SAN FRANCISCO – Dell Inc.’s decision to sell itself for $24.4 billion to a group led by its founder and CEO is being ridiculed as a rotten deal by a major shareholder who estimates the slumping personal computer maker is really worth more like $42 billion.
The missive launched Friday by Southeastern Asset Management Inc. threatens to complicate Dell Inc.’s efforts to end its 25-year history as a public company.
In a letter to Dell’s board of directors, Southeastern CEO O. Mason Hawkins threatened to lead a shareholder mutiny unless the company came up with an alternative to the deal announced earlier this week.
Hawkins vowed to wield Southeastern’s 8.5 percent stake to thwart the deal currently on the table. Only Michael Dell, the company’s eponymous founder and CEO, owns more stock with a roughly 14 percent stake.
Under Dell’s proposal, Southeastern and other stockholders will be paid $13.65 a share to leave the company in control of Michael Dell, who founded the business in his University of Texas dorm room in 1984. Michael Dell is contributing about $4.5 billion in stock and cash to help pay for the deal. The rest of the money would be supplied by the investment firm Silver Lake, loans from Microsoft Corp. and a litany of banks. The loans will burden Dell with debts that could leave the company with less money to invest in innovation and acquisitions.
Hawkins derided the price as woefully inadequate and laid out a scenario that values Dell at $23.72 a share, or about $42 billion. The per-share amount mirrors Dell’s stock price six years ago, when Michael Dell returned for a second go-round as the company’s CEO.

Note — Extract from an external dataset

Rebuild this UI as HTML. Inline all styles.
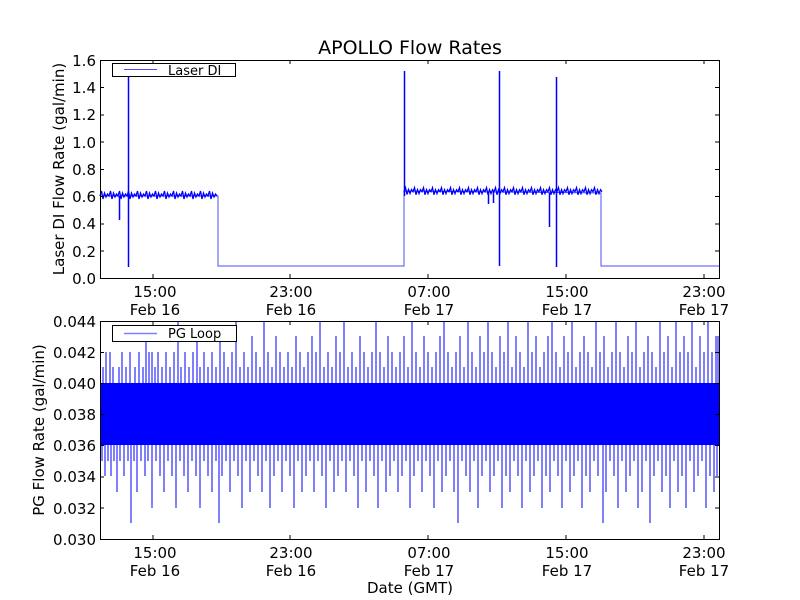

A Dell spokesman declined to comment Friday.
The company, based in Round Rock, Texas, has previously said that Michael Dell recused himself from all discussions about the proposed deal to take the company private. The board has also said it explored a range of alternatives before agreeing to sell the company for $24.4 billion – a price 80 percent below Dell’s top market value of more than $150 billion at the peak of the dot-com boom 13 years ago.
Michael Dell and Silver Lake contend the company will be in a better position to overhaul its operations as a privately held company. That’s because Dell would be able to make dramatic changes without having to worry about Wall Street’s fixation on whether earnings and revenue are growing from one quarter to the next.
Dell’s shares rose 10 cents Friday to close at $13.63.